-- START OF Supplied data --

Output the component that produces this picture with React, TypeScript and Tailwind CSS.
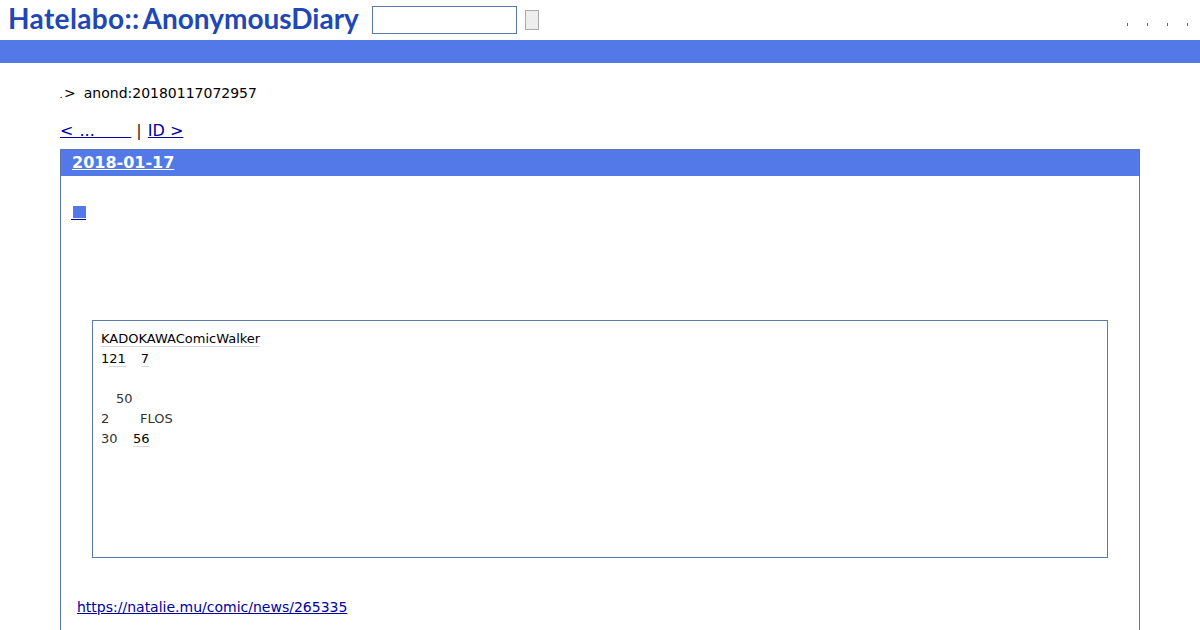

-- END OF Supplied data --
-- START OF Supplied data --

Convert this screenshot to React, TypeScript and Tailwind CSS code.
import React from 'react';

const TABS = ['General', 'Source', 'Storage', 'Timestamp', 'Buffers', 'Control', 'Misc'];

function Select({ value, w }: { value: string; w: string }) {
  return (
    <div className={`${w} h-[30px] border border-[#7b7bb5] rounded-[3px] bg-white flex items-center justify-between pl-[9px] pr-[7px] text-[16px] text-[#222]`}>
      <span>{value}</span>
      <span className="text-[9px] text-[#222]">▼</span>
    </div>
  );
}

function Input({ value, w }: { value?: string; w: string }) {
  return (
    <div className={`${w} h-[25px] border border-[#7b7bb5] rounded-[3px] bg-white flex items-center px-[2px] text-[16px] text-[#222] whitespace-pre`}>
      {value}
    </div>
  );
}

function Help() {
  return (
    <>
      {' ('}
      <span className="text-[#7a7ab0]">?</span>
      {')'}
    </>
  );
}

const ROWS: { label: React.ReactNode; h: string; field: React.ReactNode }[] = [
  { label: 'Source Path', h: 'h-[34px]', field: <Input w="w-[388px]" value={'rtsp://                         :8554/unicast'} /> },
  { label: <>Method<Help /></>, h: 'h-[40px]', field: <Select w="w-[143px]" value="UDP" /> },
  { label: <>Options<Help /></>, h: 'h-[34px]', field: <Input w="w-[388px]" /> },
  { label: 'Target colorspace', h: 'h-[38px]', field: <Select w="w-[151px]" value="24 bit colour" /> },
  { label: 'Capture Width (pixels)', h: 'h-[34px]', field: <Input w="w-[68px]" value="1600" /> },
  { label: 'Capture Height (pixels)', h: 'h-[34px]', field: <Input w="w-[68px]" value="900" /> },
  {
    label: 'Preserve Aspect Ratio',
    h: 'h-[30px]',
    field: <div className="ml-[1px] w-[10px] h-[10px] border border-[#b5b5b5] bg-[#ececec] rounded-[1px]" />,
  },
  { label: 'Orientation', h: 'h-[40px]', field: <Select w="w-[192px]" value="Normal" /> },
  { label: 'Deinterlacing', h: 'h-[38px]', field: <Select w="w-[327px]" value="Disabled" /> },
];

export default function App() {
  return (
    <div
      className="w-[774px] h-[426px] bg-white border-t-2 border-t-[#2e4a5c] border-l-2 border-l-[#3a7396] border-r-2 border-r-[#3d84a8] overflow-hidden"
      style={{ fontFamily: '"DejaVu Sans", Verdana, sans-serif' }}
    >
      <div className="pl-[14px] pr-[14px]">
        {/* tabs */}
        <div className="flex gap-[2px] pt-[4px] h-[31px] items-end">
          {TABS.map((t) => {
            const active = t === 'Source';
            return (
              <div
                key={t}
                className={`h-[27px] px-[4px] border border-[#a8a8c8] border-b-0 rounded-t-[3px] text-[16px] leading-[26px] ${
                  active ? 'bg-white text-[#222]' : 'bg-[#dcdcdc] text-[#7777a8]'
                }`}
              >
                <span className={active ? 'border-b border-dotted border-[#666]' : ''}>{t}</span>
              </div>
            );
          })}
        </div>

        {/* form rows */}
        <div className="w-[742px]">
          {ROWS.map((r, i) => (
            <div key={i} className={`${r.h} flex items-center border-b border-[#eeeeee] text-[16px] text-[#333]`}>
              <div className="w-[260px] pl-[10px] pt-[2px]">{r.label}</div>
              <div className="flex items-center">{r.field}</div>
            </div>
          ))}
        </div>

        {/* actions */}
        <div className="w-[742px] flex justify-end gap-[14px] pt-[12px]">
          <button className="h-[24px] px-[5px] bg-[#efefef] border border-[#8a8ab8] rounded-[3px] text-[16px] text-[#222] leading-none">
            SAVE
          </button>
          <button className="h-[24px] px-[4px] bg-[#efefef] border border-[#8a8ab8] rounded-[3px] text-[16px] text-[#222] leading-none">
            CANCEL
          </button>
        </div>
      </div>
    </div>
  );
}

-- END OF Supplied data --

• Goal: Copy each line of the records above that carries the word "React".

• Full output:
Output the component that produces this picture with React, TypeScript and Tailwind CSS.
Convert this screenshot to React, TypeScript and Tailwind CSS code.
import React from 'react';
const ROWS: { label: React.ReactNode; h: string; field: React.ReactNode }[] = [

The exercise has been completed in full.